C’era il calore della famiglia e questo è ciò che contava e conta ancora oggi, a maggior ragione a Natale.
Tutto, dentro e fuori casa, era magico.
Se potessi esprimere un solo desiderio per quest’anno, sarebbe quello di poter rivivere anche solo per un po’ lo spirito del Natale passato; potrei accontentarmi anche di un vecchio filmino che possa mostrarmi la me bambina, mia sorella con i boccoli come una bambola, nonna Lucia in cucina nascosta dal vapore, l’albero anni ’90 di mio nonno, Lucietta e le anguille, le passeggiate tra le luminarie per scovare i presepi, le tombolate con grandi e piccini, l’odore dei (tanti) camini accesi, il profumo delle cucine, quel senso di leggerezza e felicità, l’amore da cui eravamo circondate…

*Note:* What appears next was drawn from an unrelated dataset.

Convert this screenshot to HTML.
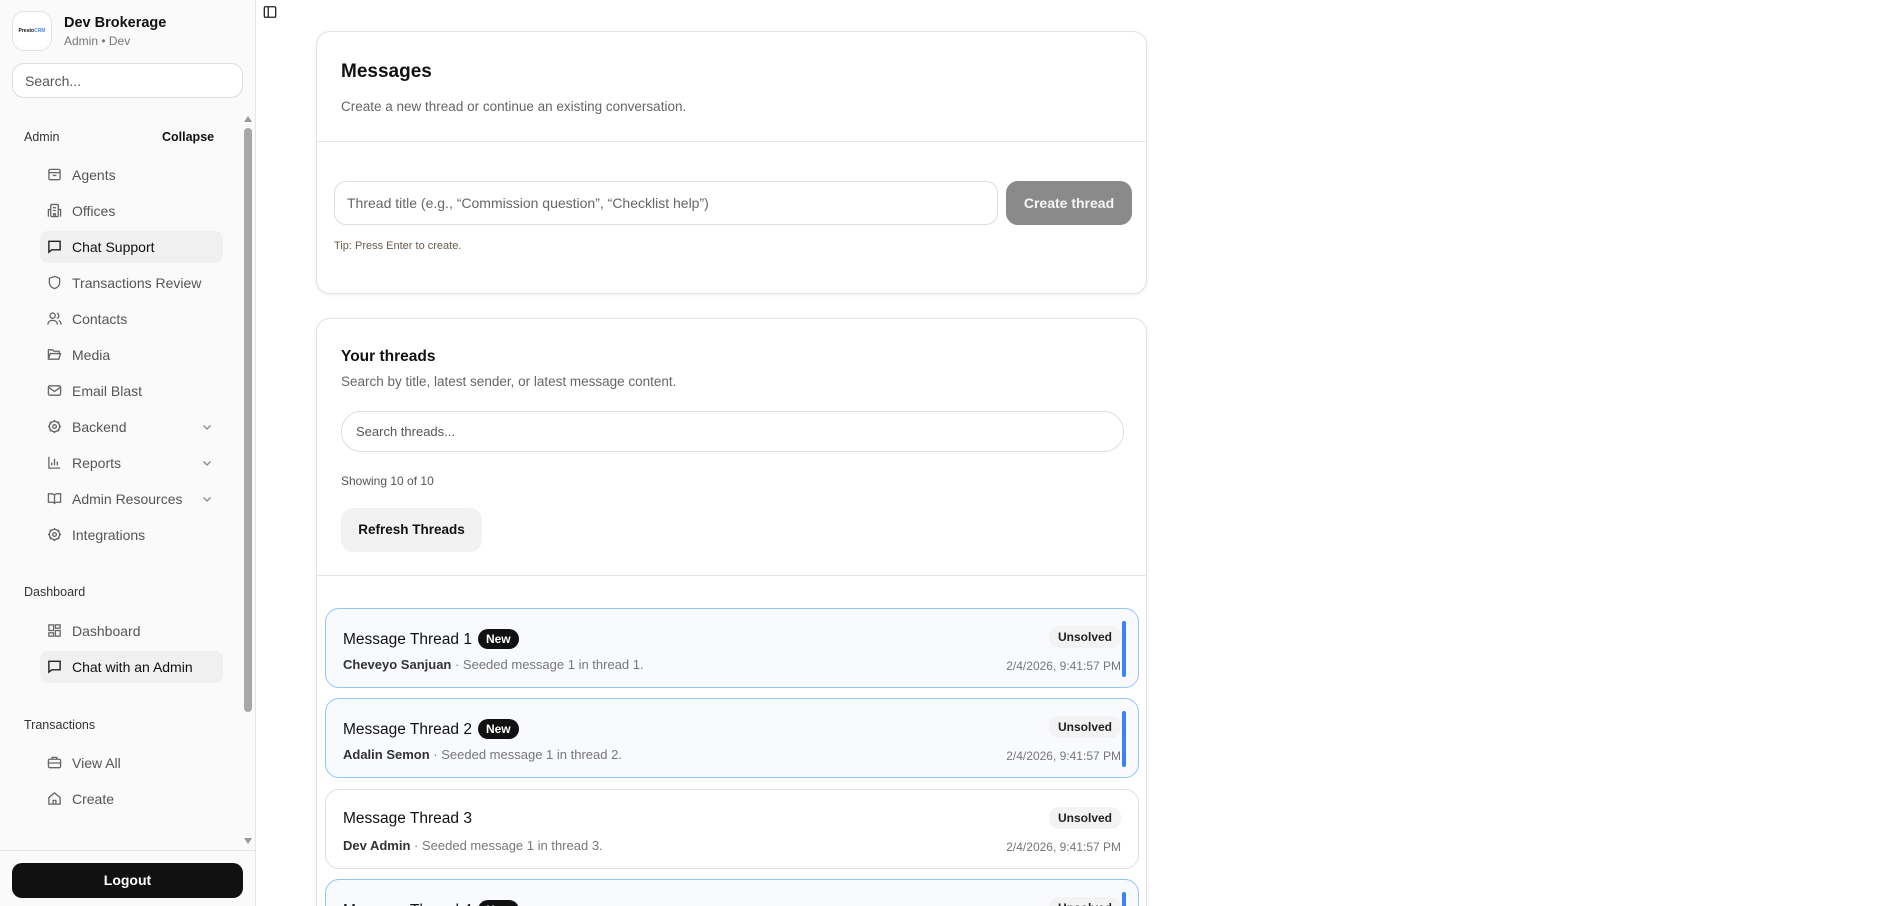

La magia del Natale per noi si è frantumata il 23 dicembre 2010, quando nonno Nardino è andato via. Nulla è stato più come prima, nonostante avessimo mantenuto le nostre tradizioni. La Vigilia di Natale trascorsa tra sole donne a preparare la cena non era la stessa cosa. E il Natale a casa nostra si trascinava sempre dietro una strana malinconia tangibile nei modi di mia nonna.
Mi domando, ora, come sarà quest’anno che nemmeno lei c’è più. Porteremo comunque avanti le nostre tradizioni, seppur con tempi e in luoghi diversi? Saremo all’altezza di vivere il vero spirito del Natale come ci hanno insegnato? Non so dare delle risposte.
L’unica cosa che so è che il cuore ricorderà sempre “lo spirito del Natale passato”.
È pur sempre dicembre. È pur sempre Natale.